Senior Aytugce Birerdinc is investigating murder and shame in her Mediterranean homeland.
A government and law major, Birerdinc is working as an EXCEL Scholar with Andrea Smith, assistant professor of anthropology and sociology. In EXCEL, students collaborate with faculty on research while earning a stipend. The two are interpreting a series of murders committed by Maltese in the Ottoman Empire borderlands during the 19th century.
They are trying to determine whether the murders reflect the frontier nature of the area or if the natives were carrying out “culturally appropriate” behaviors accepted in the region during that time. Smith says that there is little information on this aspect of Maltese culture, so they will have to look at cultural patterns characteristic of the whole region.
“I will be doing academic research from articles in specialized journals that are written in English, Turkish, and French,” says Birerdinc, who is trilingual. She plans to examine articles on blood feuds, revenge killings, honor codes, and hospitality rules in the eastern Mediterranean.
“We will have to make judgments together on whether the information she finds is relevant to the historical case we are analyzing,” says Smith.
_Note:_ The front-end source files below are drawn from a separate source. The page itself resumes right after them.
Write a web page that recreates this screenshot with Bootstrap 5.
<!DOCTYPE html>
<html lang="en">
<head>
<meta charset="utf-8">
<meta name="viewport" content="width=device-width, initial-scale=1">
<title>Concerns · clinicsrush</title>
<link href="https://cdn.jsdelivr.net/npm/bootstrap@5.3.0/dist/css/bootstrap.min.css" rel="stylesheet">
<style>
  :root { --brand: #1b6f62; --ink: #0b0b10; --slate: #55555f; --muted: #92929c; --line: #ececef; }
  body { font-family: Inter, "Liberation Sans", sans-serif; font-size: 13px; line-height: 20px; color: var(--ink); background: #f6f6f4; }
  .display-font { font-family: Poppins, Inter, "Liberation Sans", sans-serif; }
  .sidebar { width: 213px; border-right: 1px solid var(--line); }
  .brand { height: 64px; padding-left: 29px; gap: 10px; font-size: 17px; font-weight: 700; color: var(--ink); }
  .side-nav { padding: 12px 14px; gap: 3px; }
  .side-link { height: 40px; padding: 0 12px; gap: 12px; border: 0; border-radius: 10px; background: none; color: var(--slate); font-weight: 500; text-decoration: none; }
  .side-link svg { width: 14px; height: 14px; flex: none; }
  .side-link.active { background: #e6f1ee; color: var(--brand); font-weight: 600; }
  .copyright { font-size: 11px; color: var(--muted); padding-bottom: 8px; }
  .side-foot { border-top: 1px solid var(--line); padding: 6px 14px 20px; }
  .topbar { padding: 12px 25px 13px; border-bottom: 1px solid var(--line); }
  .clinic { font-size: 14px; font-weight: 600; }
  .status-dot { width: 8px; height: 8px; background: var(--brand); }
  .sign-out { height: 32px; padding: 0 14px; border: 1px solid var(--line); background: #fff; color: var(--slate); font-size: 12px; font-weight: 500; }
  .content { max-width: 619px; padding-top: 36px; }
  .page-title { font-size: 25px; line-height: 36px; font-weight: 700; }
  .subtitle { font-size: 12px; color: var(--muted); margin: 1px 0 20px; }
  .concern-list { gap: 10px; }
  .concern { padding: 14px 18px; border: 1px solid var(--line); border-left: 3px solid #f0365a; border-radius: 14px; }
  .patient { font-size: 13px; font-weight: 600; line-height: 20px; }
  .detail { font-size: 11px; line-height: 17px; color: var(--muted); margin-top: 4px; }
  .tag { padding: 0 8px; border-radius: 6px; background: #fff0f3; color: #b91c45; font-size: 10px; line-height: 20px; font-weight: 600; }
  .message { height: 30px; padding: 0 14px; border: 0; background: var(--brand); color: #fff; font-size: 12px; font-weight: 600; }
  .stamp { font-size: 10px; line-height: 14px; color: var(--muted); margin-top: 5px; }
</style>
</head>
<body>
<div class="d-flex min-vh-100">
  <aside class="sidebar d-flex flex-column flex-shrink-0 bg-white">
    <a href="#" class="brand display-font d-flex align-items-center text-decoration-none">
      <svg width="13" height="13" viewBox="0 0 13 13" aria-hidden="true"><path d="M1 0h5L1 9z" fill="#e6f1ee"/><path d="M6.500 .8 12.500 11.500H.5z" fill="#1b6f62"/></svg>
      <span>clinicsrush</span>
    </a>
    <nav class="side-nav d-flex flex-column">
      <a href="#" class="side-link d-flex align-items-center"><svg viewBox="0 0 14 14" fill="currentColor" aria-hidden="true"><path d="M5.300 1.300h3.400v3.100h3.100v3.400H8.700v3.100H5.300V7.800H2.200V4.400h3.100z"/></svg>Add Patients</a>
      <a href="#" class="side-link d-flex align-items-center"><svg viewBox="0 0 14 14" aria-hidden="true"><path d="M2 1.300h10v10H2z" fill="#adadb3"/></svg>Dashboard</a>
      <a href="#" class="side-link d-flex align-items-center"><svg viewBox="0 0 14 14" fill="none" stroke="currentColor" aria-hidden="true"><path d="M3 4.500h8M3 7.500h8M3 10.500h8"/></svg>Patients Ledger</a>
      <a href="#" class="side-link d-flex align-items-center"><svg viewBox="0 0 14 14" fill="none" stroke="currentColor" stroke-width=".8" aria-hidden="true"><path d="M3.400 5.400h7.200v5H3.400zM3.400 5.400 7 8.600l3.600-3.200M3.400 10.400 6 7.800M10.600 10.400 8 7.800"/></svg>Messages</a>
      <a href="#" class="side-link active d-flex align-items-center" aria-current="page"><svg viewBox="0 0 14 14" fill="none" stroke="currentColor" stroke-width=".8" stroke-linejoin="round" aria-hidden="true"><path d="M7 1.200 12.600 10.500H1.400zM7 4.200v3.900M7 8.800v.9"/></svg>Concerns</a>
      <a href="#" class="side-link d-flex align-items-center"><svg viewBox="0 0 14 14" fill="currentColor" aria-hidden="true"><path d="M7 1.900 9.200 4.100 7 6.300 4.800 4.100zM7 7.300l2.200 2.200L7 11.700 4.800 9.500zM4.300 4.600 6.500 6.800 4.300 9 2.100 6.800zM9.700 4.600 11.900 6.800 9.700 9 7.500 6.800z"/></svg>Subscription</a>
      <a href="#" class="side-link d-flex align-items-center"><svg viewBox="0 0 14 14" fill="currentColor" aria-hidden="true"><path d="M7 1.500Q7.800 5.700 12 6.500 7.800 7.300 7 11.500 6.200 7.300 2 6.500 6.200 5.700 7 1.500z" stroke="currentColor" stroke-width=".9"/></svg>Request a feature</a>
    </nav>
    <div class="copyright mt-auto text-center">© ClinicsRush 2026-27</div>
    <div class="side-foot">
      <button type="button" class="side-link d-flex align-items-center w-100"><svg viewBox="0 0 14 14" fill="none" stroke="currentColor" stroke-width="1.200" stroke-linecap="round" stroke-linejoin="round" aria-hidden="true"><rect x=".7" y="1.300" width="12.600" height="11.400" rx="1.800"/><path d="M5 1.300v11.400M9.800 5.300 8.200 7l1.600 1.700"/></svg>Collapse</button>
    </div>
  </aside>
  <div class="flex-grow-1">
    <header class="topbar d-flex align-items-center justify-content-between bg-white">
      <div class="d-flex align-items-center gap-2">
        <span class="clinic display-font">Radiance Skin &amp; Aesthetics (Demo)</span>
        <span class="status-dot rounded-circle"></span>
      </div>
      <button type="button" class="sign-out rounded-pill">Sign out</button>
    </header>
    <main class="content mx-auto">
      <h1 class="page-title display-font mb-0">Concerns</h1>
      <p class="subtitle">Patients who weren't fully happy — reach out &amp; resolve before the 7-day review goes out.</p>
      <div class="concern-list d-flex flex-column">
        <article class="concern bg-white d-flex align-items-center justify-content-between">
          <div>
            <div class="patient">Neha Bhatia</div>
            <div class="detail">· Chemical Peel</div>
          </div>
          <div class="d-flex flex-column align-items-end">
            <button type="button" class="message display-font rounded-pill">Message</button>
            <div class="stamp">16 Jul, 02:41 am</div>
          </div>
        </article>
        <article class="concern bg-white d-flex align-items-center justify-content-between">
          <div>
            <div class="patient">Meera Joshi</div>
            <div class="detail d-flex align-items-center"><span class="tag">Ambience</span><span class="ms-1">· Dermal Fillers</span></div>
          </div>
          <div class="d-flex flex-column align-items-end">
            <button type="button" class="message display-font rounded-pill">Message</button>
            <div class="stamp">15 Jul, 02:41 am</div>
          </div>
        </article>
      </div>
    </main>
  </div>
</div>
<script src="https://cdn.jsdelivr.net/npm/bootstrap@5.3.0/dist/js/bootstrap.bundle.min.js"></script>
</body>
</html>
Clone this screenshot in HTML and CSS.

“Aytugce is so well suited to this project, it almost seems tailor-made for her,” she adds. “I think that her greatest challenge will be in limiting what she decides to request and read. So many sources are potentially relevant and interesting. It may be hard to know when we will have enough material for our analysis.”
“The work she [Smith] is conducting is very interesting and I am very happy to have the opportunity to contribute,” says Birerdinc. “I am of Turkish origin and find doing research in this particular area very interesting.”
In a seminar she took last year with Smith, Birerdinc wrote an extensive research paper on social memory and its influences over the ex-Ottoman countries, mainly the Middle East and Northern Africa. Although Birerdinc is well versed in Ottoman history, she found it interesting to see it through the eyes of a different culture, which piqued her curiosity and prompted additional research.
“Aytugce stood out in my Cultural Anthropology class as a student who is remarkably prepared and motivated, and who has a great wealth of knowledge about the world that stems from having lived in many different places,” says Smith. “When Aytugce took my upper-level social memory seminar last term, it was wonderful to converse with her after class about my research interests. She knew exactly what I was talking about right away.”
Birerdinc spent the summer traveling in Beirut, Lebanon, and Istanbul, Turkey, and studying for the LSATs. She completed an internship with the United Nations High Commission for Refugees, an organization that aids uprooted peoples by providing shelter, food, water, and medicine. She decided whether individuals seeking refugee status fulfilled the requirement guidelines and provided case summaries defending and explaining her decision. An internship with the law firm of Kadige & Kadige gave Birerdinc an opportunity to learn the procedural processes of a law firm and allowed her to write a legal resolution.
She is a member of International Students Association and serves as vice president of French Floor in Keefe Hall.